A few minutes later I walked into Cartier just to see what would happen. The guy behind the counter looked like he was ready to call security. I simply smiled what I think of as my best "Bless Your Heart" smile and walked on.

They do actually have some cool stores where normal people could buy stuff if they were so inclined. They have an Apple store. We played with the I-phones and the new Macs. I managed to keep DD out of Ferragamo. She managed to keep me out of Williams Sonoma because my weakness for cool kitchen gadgets sometimes manages to overcome my cheapness but I always end up with buyer's remorse. There is evidently some kind of electronic gadget store that DD would not let us go near because she figured (probably rightly) that WBF and I would want to stay too long and it was time to eat.

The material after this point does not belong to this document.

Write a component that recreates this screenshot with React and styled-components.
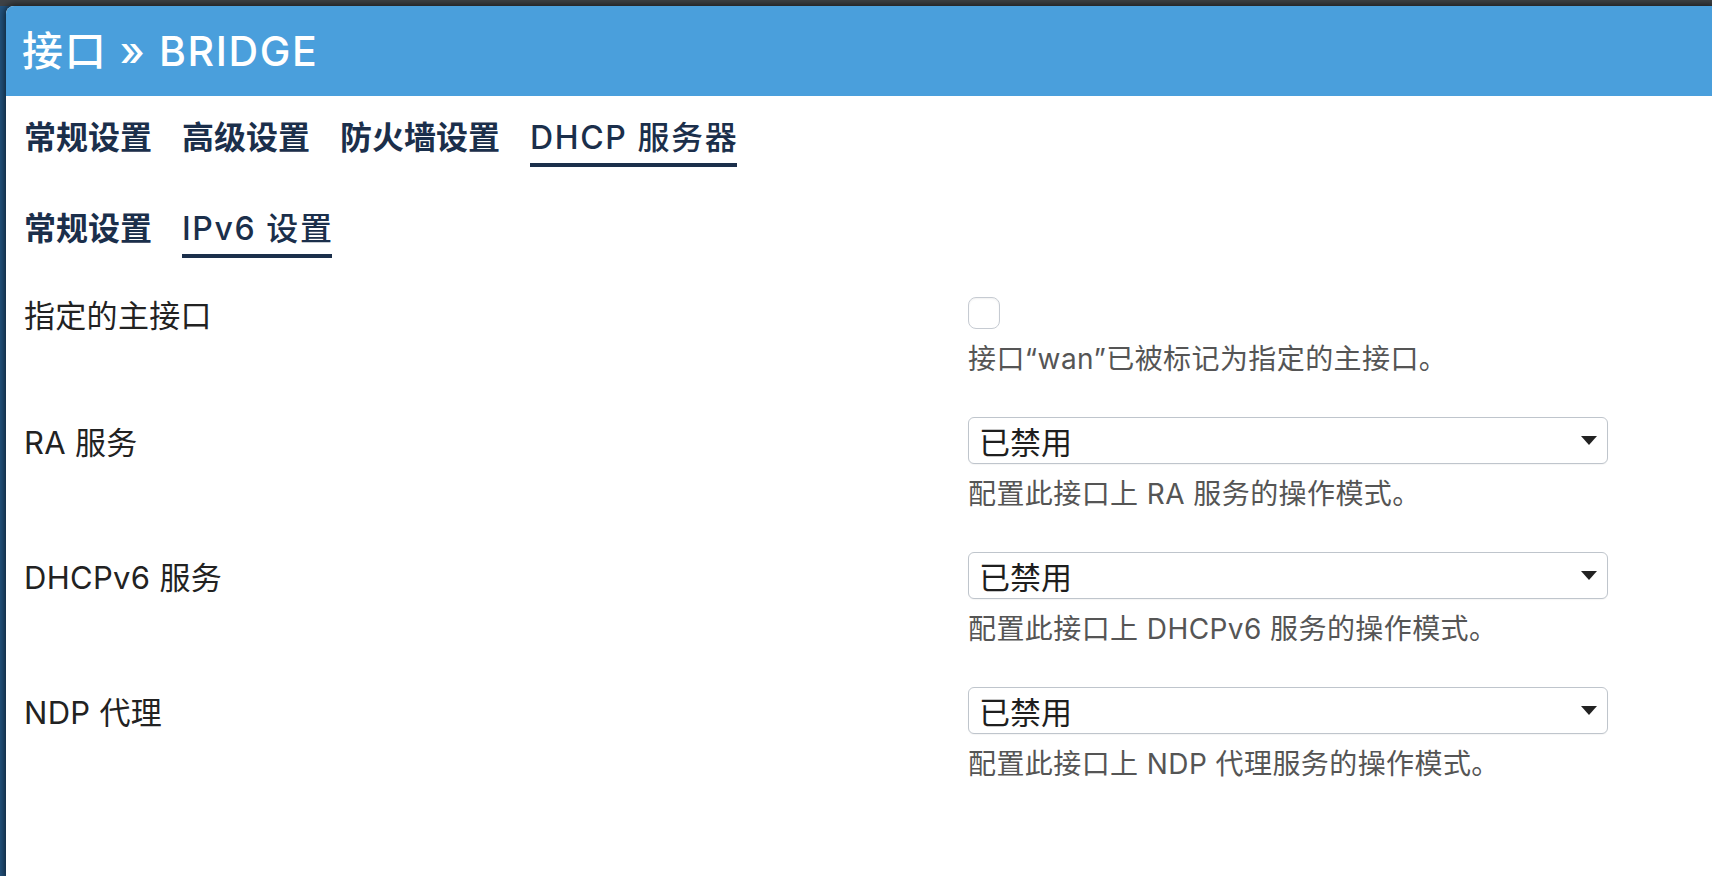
import React from "react";
import styled, { createGlobalStyle } from "styled-components";

const GlobalStyle = createGlobalStyle`
  html, body {
    margin: 0;
    padding: 0;
    height: 100%;
  }
  body {
    font-family: Inter, "Noto Sans CJK SC", sans-serif;
    background: #27527a;
    overflow: hidden;
  }
`;

const Backdrop = styled.div`
  height: 876px;
  box-sizing: border-box;
  padding: 6px 0 0 6px;
  background: linear-gradient(to bottom, #3e4246 0, #3e4246 6px, #22527d 6px, #22527d 100%);
  display: flex;
`;

const Modal = styled.div`
  flex: 1;
  background: #ffffff;
  border-top-left-radius: 8px;
  overflow: hidden;
  box-shadow: 0 0 6px 2px rgba(0, 0, 0, 0.55);
  display: flex;
  flex-direction: column;
`;

const Header = styled.div`
  height: 90px;
  background: #4a9fdc;
  display: flex;
  align-items: center;
  padding-left: 16px;
`;

const Title = styled.h2`
  margin: 0;
  color: #ffffff;
  font-size: 41px;
  font-weight: 500;
  letter-spacing: 0.04em;
  line-height: 1;
`;

const Body = styled.div`
  padding: 0 18px;
`;

const TabBar = styled.div`
  display: flex;
  gap: 30px;
  margin-top: ${(p) => p.$top}px;
`;

const Tab = styled.div`
  font-size: 32px;
  font-weight: 700;
  line-height: 40px;
  color: #1b2f4b;
  padding-bottom: 5px;
  border-bottom: 4px solid ${(p) => (p.$active ? "#1b2f4b" : "transparent")};
  white-space: nowrap;
`;

const TabLabel = styled.span`
  font-weight: ${(p) => (p.$light ? 500 : 700)};
  letter-spacing: ${(p) => (p.$light ? "0.05em" : "0")};
  margin-right: ${(p) => (p.$light ? "-0.05em" : "0")};
`;

const Form = styled.div`
  padding-top: 39px;
  display: flex;
  flex-direction: column;
  gap: 38px;
`;

const Row = styled.div`
  display: flex;
  align-items: flex-start;
`;

const Label = styled.div`
  width: 944px;
  flex-shrink: 0;
  font-size: 31px;
  color: #222222;
  height: ${(p) => p.$h}px;
  display: flex;
  align-items: center;
  letter-spacing: 0.01em;
`;

const Field = styled.div`
  display: flex;
  flex-direction: column;
  align-items: flex-start;
`;

const Checkbox = styled.div`
  width: 32px;
  height: 32px;
  box-sizing: border-box;
  border: 1.5px solid #c6cbd2;
  border-radius: 8px;
  background: #fff;
  box-shadow: inset 0 1px 2px rgba(0, 0, 0, 0.06);
`;

const Select = styled.div`
  width: 640px;
  height: 47px;
  box-sizing: border-box;
  border: 1px solid #bfc5cc;
  border-radius: 6px;
  display: flex;
  align-items: center;
  justify-content: space-between;
  padding: 0 10px 0 10px;
  font-size: 31px;
  color: #1e1e1e;
  background: #fff;
  box-shadow: 0 1px 1px rgba(0, 0, 0, 0.04);
`;

const Arrow = styled.svg`
  width: 16px;
  height: 10px;
  flex-shrink: 0;
`;

const Desc = styled.div`
  margin-top: 10px;
  font-size: 28px;
  line-height: 40px;
  letter-spacing: 0.015em;
  color: #555555;
  white-space: nowrap;
`;

const Caret = () => (
  <Arrow viewBox="0 0 16 10">
    <path d="M0 0 H16 L8 9 Z" fill="#222" />
  </Arrow>
);

const SelectRow = ({ label, value, desc }) => (
  <Row>
    <Label $h={47}>{label}</Label>
    <Field>
      <Select>
        <span>{value}</span>
        <Caret />
      </Select>
      <Desc>{desc}</Desc>
    </Field>
  </Row>
);

export default function App() {
  return (
    <>
      <GlobalStyle />
      <Backdrop>
        <Modal>
          <Header>
            <Title>接口 » BRIDGE</Title>
          </Header>
          <Body>
            <TabBar $top={22}>
              <Tab>常规设置</Tab>
              <Tab>高级设置</Tab>
              <Tab>防火墙设置</Tab>
              <Tab $active>
                <TabLabel $light>DHCP 服务器</TabLabel>
              </Tab>
            </TabBar>
            <TabBar $top={42}>
              <Tab>常规设置</Tab>
              <Tab $active>
                <TabLabel $light>IPv6 设置</TabLabel>
              </Tab>
            </TabBar>
            <Form>
              <Row>
                <Label $h={32}>指定的主接口</Label>
                <Field>
                  <Checkbox />
                  <Desc>接口“wan”已被标记为指定的主接口。</Desc>
                </Field>
              </Row>
              <SelectRow label="RA 服务" value="已禁用" desc="配置此接口上 RA 服务的操作模式。" />
              <SelectRow label="DHCPv6 服务" value="已禁用" desc="配置此接口上 DHCPv6 服务的操作模式。" />
              <SelectRow label="NDP 代理" value="已禁用" desc="配置此接口上 NDP 代理服务的操作模式。" />
            </Form>
          </Body>
        </Modal>
      </Backdrop>
    </>
  );
}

I like the music they play in the Mall. It is quiet by mall standards. For a mall it has a nice atmosphere. I'm trying to say something nice, here....

I give up! The place gives me the creeps. Do people really not have anything better to do with their money then spending it on ostentatious, expensive shit? Do rich ladies have to wear so much makeup, such ugly clothes and such god-awful stinky perfume you can smell half a block away?

Looking at the stores and the shoppers I was reminded of a conversation I overheard on a city bus years ago. An older lady was talking to a young woman who worked in the most upscale dress shop in Cincinnati at the time. The older lady, who not only did not shop in that store but had apparently never visited it, asked what the clothes were like. The younger woman thought about it for a while and said, "I have come to the conclusion that the uglier the clothes and the more expensive they are, the better our customers like them." That describes a lot of what I saw yesterday. Hideous jewelry. Clothes that would have embarrassed a hooker. And let's not even talk about those disgusting stiletto heeled shoes that look pornographic (not to mention painful). I would not have believed people would buy any of that but all day long I saw people walking around the mall actually wearing it.

Since DD and WBF invited me to go with them, I was determined to be on my best behavior. I managed to make it through the entire day without throwing one fit or complaining very much. I even paid for a truly delicious late lunch and proclaimed the cost "not bad". Our lunch cost approximately twice what my husband and I ordinarily spend when we go out for dinner, and I didn't even have a glass of wine (... or the double vodka martini I actually needed after six hours of shopping).

On the way home we got stuck for nearly an hour in Orlando traffic. I kept my mouth shut.

I pretty much hated everything we did all day long, but the opportunity to spend an entire day with the kids was worth the aching back, the tongue-biting and the cost. (I'll worry about the fit DH is gonna throw when he gets the credit card bills some other time.) The kids had fun. I enjoyed spending the time with them.

To top the whole thing off, I even got another hug from DD. I am on a roll!